6. SAC and GUSA battle over funding student groups
SAC Chair Sophia Behnia (COL ’09) often came to loggerheads with GUSA
The Student Activities Commission, the group of students responsible for doling out funds to clubs and approving their events, is not exactly the most popular bureaucratic body on campus. A couple years ago a GUSA audit revealed that SAC had $210,006 sitting around in reserve funds, and GUSA and SAC have been butting heads ever since.
GUSA has attempted with little success to start up an independent club fund and battled with SAC over the process of appointing the Commission Chair. Most recently GUSA threatened to not approve next year’s budget for student activities due to SAC’s indiscretions, but they relented at the last minute.
5. Hard drive with 38,000 Social Security Numbers stolen
A non-encrypted hard drive containing the names and social security numbers of 38,000 Georgetown students and alumni was stolen from the Student Affairs Office in the Leavey Center over winter break two years ago. The administration didn’t notify students for three weeks.
Because the fifth floor of Leavey, where the Student Affairs Office is located, requires a key to enter and the only thing stolen was the hard drive, some suspected that it was an inside job.

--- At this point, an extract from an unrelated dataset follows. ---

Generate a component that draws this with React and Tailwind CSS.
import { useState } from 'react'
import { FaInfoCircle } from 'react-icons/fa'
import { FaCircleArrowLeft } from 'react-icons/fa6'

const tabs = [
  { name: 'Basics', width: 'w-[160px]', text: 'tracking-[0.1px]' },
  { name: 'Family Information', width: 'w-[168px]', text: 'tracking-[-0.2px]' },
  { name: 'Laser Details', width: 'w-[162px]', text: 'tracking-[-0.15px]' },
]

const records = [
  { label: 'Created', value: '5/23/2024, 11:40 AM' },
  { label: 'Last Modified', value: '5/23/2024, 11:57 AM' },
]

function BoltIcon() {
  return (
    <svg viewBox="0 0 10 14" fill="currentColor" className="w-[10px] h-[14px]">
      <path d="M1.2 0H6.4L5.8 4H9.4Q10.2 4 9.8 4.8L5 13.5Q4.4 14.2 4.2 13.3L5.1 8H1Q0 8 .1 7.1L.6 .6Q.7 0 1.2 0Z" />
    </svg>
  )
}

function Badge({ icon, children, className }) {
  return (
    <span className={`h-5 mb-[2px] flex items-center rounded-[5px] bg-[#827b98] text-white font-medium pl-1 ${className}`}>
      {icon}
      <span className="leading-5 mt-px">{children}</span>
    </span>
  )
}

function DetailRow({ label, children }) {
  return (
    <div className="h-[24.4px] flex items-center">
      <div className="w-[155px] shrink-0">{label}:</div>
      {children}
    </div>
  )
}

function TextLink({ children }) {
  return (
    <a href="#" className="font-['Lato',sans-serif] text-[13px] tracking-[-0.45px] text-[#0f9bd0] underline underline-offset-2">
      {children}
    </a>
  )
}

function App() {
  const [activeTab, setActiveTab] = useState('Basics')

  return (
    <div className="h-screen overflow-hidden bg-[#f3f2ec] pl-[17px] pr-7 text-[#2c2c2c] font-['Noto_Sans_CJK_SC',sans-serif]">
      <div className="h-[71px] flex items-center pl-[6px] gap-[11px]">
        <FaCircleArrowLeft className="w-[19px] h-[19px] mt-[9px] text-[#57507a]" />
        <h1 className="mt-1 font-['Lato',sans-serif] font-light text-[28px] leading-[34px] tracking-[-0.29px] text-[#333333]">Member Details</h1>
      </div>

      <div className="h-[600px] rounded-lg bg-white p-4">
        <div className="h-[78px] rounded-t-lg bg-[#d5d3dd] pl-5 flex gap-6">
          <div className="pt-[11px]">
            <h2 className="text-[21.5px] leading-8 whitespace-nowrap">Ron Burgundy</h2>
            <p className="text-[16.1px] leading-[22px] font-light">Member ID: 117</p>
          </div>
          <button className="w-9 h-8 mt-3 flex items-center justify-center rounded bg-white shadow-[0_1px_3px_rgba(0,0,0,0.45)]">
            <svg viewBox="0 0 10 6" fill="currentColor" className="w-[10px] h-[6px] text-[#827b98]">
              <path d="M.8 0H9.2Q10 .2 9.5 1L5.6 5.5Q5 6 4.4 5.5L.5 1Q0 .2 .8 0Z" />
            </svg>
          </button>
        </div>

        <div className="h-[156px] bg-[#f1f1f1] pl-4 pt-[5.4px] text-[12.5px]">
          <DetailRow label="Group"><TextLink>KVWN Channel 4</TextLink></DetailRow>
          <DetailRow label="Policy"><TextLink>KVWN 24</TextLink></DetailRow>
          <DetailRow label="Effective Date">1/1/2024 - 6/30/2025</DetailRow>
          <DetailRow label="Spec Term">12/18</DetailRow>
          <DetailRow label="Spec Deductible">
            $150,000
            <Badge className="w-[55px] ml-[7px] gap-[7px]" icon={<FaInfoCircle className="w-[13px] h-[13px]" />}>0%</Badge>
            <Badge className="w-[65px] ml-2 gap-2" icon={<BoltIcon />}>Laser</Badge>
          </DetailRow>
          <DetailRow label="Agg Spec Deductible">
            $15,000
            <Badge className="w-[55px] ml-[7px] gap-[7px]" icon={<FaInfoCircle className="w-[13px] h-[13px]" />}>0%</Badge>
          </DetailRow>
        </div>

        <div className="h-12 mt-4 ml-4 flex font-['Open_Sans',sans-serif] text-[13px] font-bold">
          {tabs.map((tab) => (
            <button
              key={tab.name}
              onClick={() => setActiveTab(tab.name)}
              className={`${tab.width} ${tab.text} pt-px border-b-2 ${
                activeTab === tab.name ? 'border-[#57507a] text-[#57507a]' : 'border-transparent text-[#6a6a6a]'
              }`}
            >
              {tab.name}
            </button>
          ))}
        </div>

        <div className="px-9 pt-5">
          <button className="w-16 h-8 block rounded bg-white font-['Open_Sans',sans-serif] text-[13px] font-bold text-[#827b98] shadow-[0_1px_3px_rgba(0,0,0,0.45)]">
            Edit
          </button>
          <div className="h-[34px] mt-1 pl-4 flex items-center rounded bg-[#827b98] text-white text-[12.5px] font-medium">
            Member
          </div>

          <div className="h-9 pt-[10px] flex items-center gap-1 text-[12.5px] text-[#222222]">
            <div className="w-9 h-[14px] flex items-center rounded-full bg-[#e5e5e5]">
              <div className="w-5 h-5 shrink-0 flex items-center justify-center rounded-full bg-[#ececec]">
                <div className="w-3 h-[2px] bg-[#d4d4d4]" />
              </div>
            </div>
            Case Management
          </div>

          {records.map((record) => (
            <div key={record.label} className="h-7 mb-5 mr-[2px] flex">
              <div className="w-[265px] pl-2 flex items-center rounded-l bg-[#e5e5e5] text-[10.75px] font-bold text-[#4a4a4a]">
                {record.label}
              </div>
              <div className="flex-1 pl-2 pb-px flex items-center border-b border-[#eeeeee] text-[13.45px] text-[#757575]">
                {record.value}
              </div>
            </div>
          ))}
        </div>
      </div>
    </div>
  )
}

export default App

4. The “Cuddler” assaults Georgetown students
View The Georgetown Cuddler in a larger map
Suspected “Cuddler” incidents as of March 2009
Over the past few years, there have been a series of sexual assaults in which a man climbs into bed with a female student. The Metropolitan Police Department has said they suspect the incidents are related and students have taken to calling the perpetrator “The Cuddler.”
3. Secret Intellectual Life Report
Back in March 2007, the Main Campus Executive Faculty compiled a confidential report about intellectual life report at Georgetown, and the results weren’t pretty.

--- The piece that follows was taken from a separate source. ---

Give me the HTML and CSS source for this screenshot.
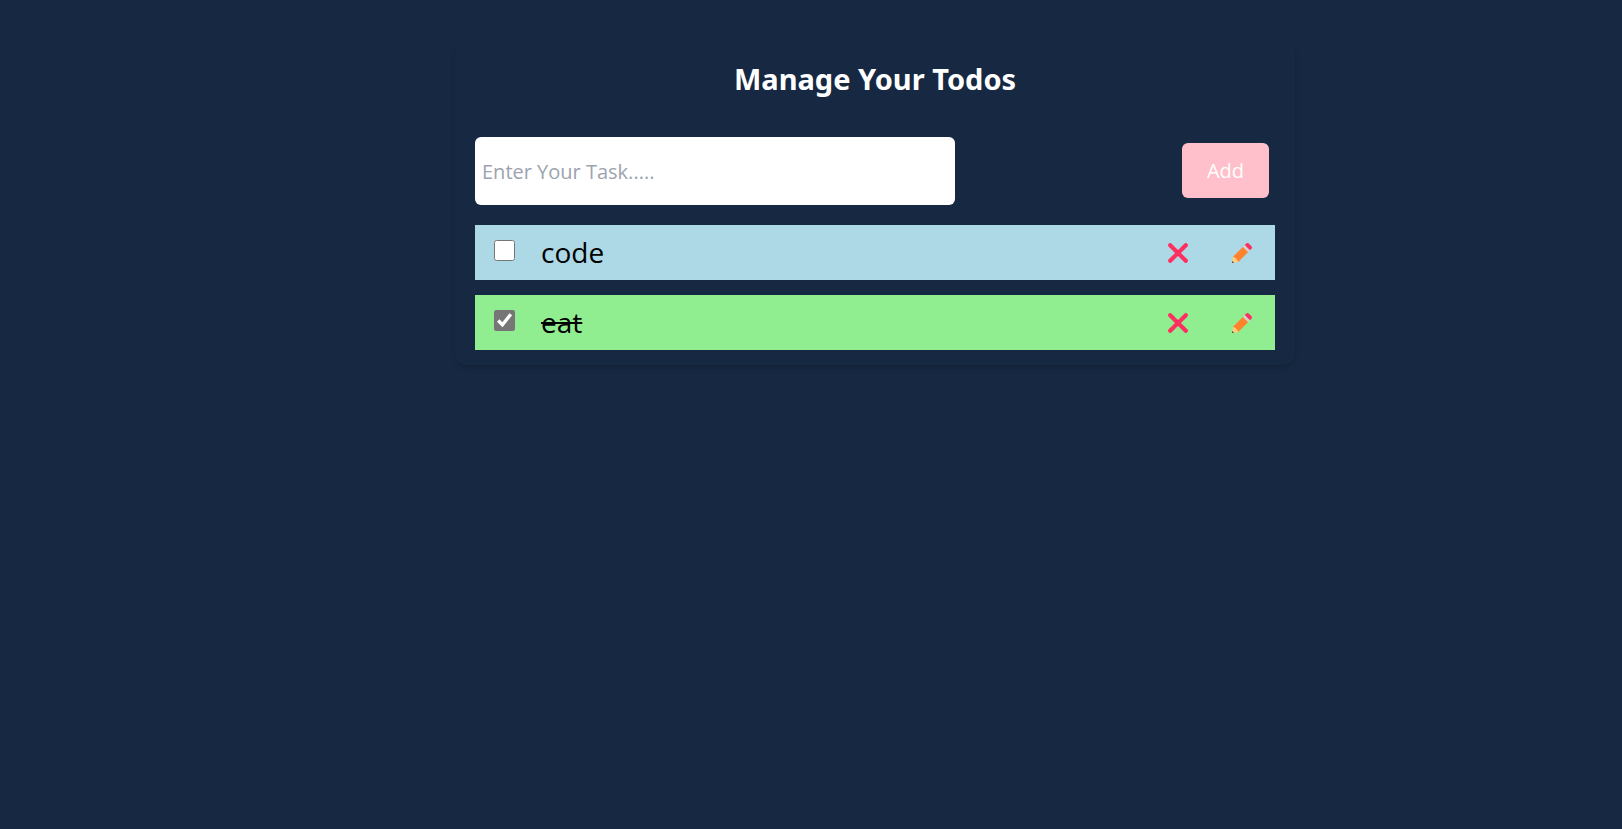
FILE: index.html
```html
<!DOCTYPE html>
<html lang="en">
<head>
<meta charset="utf-8">
<meta name="viewport" content="width=device-width, initial-scale=1">
<title>Manage Your Todos</title>
<link rel="stylesheet" href="styles.css">
</head>
<body>
<svg class="sprite" aria-hidden="true">
  <symbol id="cross" viewBox="0 0 20 20">
    <path d="M2.2 2.2 17.8 17.8M17.8 2.2 2.2 17.8" stroke="#ff2f5f" stroke-width="4.2" stroke-linecap="round"/>
  </symbol>
  <symbol id="pencil" viewBox="0 0 20 20">
    <path d="M0 20 1 14 3 12.4 7.6 17 6 19Z" fill="#ffce7c"/>
    <path d="M0 20 .4 18 2 19.6Z" fill="#402a32"/>
    <path d="M1 13.8 11 3.8 16.2 9 6.2 19Q5.9 17.3 4.3 15.7 2.7 14.1 1 13.8Z" fill="#ff822d"/>
    <path d="M10.9 3.9 13 1.8 18.2 7 16.1 9.1Z" fill="#d3d3d3"/>
    <path d="M12.8 2 14.2 .6Q15.6-.6 17 .7L19.3 3Q20.6 4.4 19.4 5.8L18 7.2Z" fill="#ff2f5f"/>
  </symbol>
</svg>
<main class="page">
  <section class="card">
    <h1 class="title">Manage Your Todos</h1>
    <form class="entry">
      <input class="entry-input" type="text" placeholder="Enter Your Task....." aria-label="Task">
      <button class="entry-add" type="button">Add</button>
    </form>
    <ul class="todos">
      <li class="todo">
        <input class="todo-check" type="checkbox" id="todo-code">
        <label class="todo-text" for="todo-code">code</label>
        <button class="todo-action" type="button" aria-label="Delete code"><svg class="icon"><use href="#cross"/></svg></button>
        <button class="todo-action" type="button" aria-label="Edit code"><svg class="icon"><use href="#pencil"/></svg></button>
      </li>
      <li class="todo todo-done">
        <input class="todo-check" type="checkbox" id="todo-eat" checked>
        <label class="todo-text" for="todo-eat">eat</label>
        <button class="todo-action" type="button" aria-label="Delete eat"><svg class="icon"><use href="#cross"/></svg></button>
        <button class="todo-action" type="button" aria-label="Edit eat"><svg class="icon"><use href="#pencil"/></svg></button>
      </li>
    </ul>
  </section>
</main>
</body>
</html>
```
FILE: styles.css
```css
* { box-sizing: border-box; margin: 0; padding: 0; }

body {
  background: #172842;
  font-family: "Segoe UI", "Open Sans", "Noto Sans", sans-serif;
}

input, button { font: inherit; border: 0; }
button { cursor: pointer; }

.sprite { display: none; }

.page { padding: 40px 0 40px 128px; }

.card {
  max-width: 840px;
  margin: 0 auto;
  padding: 16px 20px 15px;
  border-radius: 12px;
  box-shadow: 0 4px 6px -1px rgb(0 0 0 / 10%), 0 2px 4px -2px rgb(0 0 0 / 10%);
}

.title {
  margin-bottom: 36px;
  color: #fff;
  font-family: "Segoe UI", "Noto Sans", sans-serif;
  font-size: 29px;
  font-weight: 700;
  line-height: 45px;
  text-align: center;
}

.entry {
  display: flex;
  align-items: flex-start;
  justify-content: space-between;
  margin-bottom: 20px;
  padding-right: 6px;
}

.entry-input {
  width: 60.5%;
  height: 68px;
  padding: 0 7px;
  border-radius: 6px;
  background: #fff;
  color: #000;
  font-size: 20px;
}

.entry-input::placeholder { color: #9ca3af; opacity: 1; }

.entry-add {
  margin-top: 6px;
  padding: 1px 25px 0;
  border-radius: 6px;
  background: #ffc0cb;
  color: #fff;
  font-size: 20px;
  line-height: 54px;
}

.todos {
  display: grid;
  gap: 15px;
  list-style: none;
}

.todo {
  display: flex;
  align-items: center;
  height: 55px;
  padding: 0 13px 0 19px;
  background: #add8e6;
}

.todo-done { background: #90ee90; }

.todo-check {
  align-self: flex-start;
  width: 21px;
  height: 21px;
  margin: 15px 26px 0 0;
  accent-color: #767676;
}

.todo-text {
  flex: 1;
  padding-bottom: 2px;
  color: #000;
  font-size: 28px;
}

.todo-done .todo-text { text-decoration: line-through; }

.todo-action {
  display: flex;
  margin-left: 24px;
  padding: 10px;
  background: none;
}

.icon {
  width: 20px;
  height: 20px;
}
```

The report [PDF], which the Voice obtained, harshly criticizes the level of student engagement in academics and made several recommendations (including one about the need to address partying and drinking; shortly after the report was secretly released, the new alcohol policy was enacted).
2. Alcohol Policy crackdown
Among the new regulations was a ban on beer pong tables
When school started up again, the policies ended up stifling on-campus student life and pushing parties off campus—much to the dismay of neighbors. At the end of the 2007-08 school year, the Alcohol Policy Working Group proposed some revisions to soften the policy, some of which were adopted.
1. Hate crime spurs creation of LGBTQ Center
GU Pride hosted protests against the hate crime in Red Square
In September of 2007, a Georgetown student accused Phil Cooney (MSB ’10) of yelling homophobic slurs and attacking him. The University only acknowledged the incident three weeks later, after many students had heard about it on the local news. Days later, a second anti-gay hate crime was allegedly committed.
Charges against Cooney were ultimately dropped, but the University’s silence about the first incident prompted protests by GU Pride which ultimately led to the creation of the LGBTQ Resource Center (the first such center at a Catholic university).